Including the power regulation strategy in aerodynamic optimization of wind turbines for increased design freedom

In wind turbine optimization, the standard power regulation strategy follows a constrained trajectory based on the maximum power coefficient. It can be updated automatically during the optimization process by solving a nested maximization problem at each iteration. We argue that this model does not take advantage of the load alleviation potential of the regulation strategy and additionally requires significant computational effort.

An alternative approach is proposed, where the rotational speed and pitch angle control points for the entire operation range are set as design variables, changing the problem formulation from nested to one-level. The nested and one-level formulations are theoretically and numerically compared on different aerodynamic blade design optimization problems for AEP maximization.

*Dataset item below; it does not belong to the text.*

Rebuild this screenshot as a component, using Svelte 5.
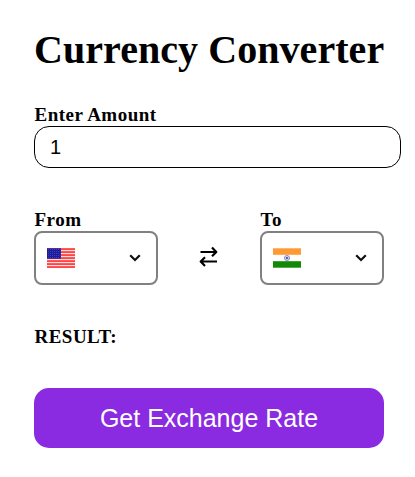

The aerodynamics are calculated with a steady-state blade element momentum method. The one-level approach increases the design freedom of the problem and allows introducing a secondary objective in the design of the regulation strategy. Numerical results indicate that a standard regulation strategy can still emerge from a one-level optimization.

Second, we illustrate that novel optimal regulation strategies can emerge from the one-level optimization approach. This is demonstrated by adding a thrust penalty term and a constraint on the maximum thrust. A region of minimal thrust tracking and a peak-shaving strategy appear automatically in the optimal design.